» Data supplied
┄┄┄┄┄┄┄┄┄┄┄┄┄┄┄┄┄┄┄┄

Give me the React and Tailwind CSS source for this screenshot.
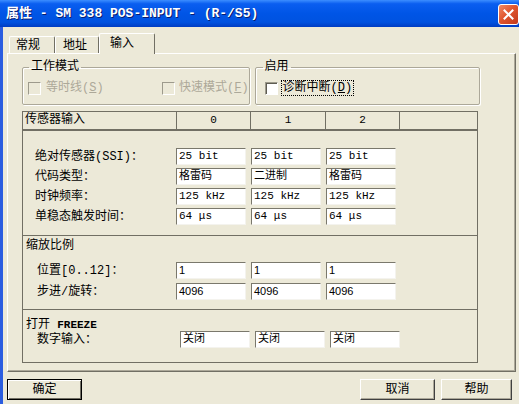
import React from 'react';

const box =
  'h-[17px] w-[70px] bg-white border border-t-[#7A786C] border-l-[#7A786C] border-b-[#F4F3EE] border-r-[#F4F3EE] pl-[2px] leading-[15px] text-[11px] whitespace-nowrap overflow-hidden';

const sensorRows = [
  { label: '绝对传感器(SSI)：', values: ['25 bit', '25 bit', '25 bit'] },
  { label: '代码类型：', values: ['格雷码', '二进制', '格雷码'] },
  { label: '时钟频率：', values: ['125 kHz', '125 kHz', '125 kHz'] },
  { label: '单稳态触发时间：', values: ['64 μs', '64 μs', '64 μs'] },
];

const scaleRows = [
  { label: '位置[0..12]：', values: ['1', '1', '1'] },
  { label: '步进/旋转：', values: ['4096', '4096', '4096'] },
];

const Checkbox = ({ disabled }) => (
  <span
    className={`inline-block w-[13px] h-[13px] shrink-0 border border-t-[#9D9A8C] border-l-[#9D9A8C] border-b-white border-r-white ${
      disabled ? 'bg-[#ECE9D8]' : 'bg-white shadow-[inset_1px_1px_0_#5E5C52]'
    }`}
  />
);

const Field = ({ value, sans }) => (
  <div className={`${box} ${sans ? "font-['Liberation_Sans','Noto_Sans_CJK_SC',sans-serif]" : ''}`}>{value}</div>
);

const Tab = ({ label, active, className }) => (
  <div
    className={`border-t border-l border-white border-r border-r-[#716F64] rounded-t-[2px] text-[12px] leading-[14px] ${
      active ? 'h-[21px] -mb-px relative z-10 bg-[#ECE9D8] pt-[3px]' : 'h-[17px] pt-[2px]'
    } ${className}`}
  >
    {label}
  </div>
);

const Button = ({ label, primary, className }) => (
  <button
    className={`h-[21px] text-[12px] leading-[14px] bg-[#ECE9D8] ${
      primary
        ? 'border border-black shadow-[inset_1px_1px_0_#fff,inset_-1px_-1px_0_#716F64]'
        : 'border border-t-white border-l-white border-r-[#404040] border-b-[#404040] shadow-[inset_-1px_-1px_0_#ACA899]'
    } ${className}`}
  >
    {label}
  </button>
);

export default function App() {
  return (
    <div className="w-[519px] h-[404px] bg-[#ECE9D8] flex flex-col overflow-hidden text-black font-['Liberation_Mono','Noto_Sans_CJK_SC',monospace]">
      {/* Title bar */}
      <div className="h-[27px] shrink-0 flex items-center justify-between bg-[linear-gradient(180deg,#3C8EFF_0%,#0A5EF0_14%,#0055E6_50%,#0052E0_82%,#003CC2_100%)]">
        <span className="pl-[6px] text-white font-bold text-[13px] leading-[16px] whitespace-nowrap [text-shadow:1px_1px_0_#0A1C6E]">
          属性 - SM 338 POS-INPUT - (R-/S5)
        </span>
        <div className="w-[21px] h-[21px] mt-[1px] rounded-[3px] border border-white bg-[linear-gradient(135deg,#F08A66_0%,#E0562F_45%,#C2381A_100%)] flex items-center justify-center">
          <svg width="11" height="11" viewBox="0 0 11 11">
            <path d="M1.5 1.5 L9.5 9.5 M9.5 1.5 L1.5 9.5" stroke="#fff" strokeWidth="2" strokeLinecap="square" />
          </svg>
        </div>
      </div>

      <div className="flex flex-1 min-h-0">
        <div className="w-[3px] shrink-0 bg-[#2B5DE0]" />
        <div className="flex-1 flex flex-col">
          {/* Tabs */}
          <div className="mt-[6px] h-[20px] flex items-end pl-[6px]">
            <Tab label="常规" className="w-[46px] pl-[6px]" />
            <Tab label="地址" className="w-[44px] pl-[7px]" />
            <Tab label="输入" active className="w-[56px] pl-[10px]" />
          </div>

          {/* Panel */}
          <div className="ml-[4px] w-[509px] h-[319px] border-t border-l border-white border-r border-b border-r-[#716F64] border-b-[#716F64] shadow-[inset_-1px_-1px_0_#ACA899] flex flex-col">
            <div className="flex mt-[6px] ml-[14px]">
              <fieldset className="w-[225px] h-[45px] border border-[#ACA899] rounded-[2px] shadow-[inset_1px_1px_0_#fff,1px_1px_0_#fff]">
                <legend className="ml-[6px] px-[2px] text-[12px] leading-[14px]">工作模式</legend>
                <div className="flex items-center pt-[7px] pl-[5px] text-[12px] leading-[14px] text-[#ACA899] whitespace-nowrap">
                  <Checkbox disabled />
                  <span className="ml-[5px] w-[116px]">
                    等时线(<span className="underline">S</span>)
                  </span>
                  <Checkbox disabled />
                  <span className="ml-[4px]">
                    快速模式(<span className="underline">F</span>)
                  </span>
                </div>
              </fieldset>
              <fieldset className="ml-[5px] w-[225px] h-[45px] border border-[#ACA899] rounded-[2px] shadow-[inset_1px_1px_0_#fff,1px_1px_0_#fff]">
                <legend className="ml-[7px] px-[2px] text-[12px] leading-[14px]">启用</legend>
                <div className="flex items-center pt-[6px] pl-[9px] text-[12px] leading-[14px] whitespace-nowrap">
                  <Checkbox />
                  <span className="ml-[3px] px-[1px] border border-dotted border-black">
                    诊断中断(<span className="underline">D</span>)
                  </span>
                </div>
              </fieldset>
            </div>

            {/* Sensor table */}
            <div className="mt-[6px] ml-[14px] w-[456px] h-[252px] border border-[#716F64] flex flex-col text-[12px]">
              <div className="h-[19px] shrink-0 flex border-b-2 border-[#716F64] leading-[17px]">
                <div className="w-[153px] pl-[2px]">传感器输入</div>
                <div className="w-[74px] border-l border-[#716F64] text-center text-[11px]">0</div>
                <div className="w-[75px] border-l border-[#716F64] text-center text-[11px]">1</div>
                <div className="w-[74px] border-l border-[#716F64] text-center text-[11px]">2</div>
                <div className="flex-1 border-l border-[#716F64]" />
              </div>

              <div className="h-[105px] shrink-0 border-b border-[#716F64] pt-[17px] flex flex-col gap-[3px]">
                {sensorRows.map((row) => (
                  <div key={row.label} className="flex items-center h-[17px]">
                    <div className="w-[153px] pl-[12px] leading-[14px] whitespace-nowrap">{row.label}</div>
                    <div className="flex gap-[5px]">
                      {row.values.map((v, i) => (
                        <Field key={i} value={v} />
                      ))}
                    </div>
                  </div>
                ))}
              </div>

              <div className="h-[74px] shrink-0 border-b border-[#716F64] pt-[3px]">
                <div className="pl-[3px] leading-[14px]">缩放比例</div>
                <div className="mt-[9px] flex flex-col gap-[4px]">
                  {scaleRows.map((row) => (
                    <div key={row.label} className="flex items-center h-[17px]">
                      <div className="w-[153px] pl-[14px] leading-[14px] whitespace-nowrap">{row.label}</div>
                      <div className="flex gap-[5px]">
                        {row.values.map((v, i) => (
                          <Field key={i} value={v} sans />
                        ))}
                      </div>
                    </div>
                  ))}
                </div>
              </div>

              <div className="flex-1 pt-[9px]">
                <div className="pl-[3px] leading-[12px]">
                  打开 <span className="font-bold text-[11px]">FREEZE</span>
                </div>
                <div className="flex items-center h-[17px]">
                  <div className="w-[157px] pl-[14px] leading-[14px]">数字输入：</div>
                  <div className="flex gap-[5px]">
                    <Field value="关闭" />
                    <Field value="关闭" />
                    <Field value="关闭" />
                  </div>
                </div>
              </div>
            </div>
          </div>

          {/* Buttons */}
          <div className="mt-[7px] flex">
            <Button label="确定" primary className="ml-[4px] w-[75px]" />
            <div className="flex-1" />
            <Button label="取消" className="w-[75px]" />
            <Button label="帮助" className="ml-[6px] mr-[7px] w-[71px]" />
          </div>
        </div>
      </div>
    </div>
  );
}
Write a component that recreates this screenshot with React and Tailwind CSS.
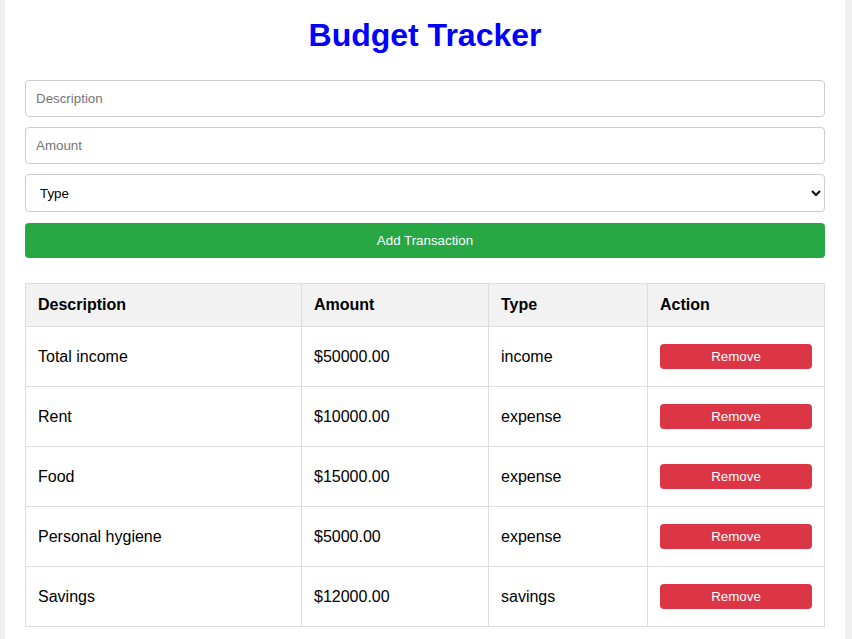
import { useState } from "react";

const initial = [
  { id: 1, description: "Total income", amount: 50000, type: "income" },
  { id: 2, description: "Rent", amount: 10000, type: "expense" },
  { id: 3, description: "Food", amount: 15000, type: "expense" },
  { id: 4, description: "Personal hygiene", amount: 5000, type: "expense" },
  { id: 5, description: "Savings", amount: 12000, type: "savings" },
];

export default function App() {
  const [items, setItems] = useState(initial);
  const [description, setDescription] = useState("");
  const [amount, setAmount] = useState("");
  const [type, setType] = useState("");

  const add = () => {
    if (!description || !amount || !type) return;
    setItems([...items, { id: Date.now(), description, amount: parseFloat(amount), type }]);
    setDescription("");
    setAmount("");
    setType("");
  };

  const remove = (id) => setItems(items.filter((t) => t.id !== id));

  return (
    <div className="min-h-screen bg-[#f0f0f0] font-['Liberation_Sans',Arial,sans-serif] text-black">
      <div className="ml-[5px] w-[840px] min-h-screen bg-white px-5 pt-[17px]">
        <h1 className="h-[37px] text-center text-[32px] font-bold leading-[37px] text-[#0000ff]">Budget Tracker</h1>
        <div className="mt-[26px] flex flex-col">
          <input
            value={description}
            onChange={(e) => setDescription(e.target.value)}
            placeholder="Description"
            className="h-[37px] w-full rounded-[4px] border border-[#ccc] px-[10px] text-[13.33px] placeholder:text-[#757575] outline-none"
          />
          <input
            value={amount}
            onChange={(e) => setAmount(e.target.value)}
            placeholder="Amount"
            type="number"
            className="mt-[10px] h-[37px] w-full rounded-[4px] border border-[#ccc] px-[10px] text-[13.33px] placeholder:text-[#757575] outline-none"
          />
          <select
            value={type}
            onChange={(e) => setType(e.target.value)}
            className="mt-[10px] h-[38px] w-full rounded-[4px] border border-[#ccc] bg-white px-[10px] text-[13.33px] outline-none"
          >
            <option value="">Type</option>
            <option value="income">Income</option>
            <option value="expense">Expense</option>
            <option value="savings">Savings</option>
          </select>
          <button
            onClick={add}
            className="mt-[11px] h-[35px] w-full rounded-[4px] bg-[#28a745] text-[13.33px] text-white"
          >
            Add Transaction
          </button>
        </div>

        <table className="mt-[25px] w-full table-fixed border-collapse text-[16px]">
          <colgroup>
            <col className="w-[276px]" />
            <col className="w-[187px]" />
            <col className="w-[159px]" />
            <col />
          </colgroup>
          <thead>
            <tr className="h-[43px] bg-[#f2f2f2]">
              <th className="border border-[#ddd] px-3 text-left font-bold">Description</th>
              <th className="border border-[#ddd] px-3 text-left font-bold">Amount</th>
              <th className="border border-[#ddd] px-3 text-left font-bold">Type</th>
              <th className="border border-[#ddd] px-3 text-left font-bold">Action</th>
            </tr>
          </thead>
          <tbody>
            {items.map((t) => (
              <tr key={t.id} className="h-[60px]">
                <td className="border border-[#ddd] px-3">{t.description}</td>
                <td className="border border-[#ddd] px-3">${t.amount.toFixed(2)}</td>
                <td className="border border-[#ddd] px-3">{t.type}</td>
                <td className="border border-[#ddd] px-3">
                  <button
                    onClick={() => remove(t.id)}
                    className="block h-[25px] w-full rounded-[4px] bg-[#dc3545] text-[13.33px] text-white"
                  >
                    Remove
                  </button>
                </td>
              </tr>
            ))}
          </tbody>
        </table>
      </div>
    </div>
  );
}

┄┄┄┄┄┄┄┄┄┄┄┄┄┄┄┄┄┄┄┄

» The request
Using the data above, set down each line from the line with "Write a component" to the line with "const [type, setType]" exactly, both ends included, and leave the pictures behind. Nothing else belongs.

» Response
Write a component that recreates this screenshot with React and Tailwind CSS.
import { useState } from "react";

const initial = [
  { id: 1, description: "Total income", amount: 50000, type: "income" },
  { id: 2, description: "Rent", amount: 10000, type: "expense" },
  { id: 3, description: "Food", amount: 15000, type: "expense" },
  { id: 4, description: "Personal hygiene", amount: 5000, type: "expense" },
  { id: 5, description: "Savings", amount: 12000, type: "savings" },
];

export default function App() {
  const [items, setItems] = useState(initial);
  const [description, setDescription] = useState("");
  const [amount, setAmount] = useState("");
  const [type, setType] = useState("");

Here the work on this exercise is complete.